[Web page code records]

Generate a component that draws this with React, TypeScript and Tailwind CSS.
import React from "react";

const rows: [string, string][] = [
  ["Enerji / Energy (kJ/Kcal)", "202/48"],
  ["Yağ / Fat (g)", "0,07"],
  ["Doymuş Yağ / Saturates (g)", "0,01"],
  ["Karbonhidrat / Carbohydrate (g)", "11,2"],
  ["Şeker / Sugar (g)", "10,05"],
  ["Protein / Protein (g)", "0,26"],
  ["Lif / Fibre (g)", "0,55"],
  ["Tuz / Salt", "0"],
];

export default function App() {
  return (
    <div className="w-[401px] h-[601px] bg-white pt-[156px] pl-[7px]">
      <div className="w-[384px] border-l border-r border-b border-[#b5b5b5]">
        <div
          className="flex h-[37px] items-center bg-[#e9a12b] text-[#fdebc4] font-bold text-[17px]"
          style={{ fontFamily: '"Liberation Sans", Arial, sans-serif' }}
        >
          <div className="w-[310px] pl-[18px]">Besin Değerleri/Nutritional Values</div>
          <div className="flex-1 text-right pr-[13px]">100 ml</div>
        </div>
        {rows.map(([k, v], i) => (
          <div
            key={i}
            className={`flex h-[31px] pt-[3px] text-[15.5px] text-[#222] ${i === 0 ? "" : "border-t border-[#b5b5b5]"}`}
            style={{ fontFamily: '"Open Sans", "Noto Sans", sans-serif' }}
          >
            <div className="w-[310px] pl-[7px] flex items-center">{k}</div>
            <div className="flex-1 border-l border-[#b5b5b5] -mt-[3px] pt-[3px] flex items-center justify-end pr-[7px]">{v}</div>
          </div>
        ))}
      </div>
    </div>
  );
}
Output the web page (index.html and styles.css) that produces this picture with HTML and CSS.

* **STATED GOAL**
In the records above, locate the lines holding the word "that". Copy each of them.

* **REPLY**
Generate a component that draws this with React, TypeScript and Tailwind CSS.
Output the web page (index.html and styles.css) that produces this picture with HTML and CSS.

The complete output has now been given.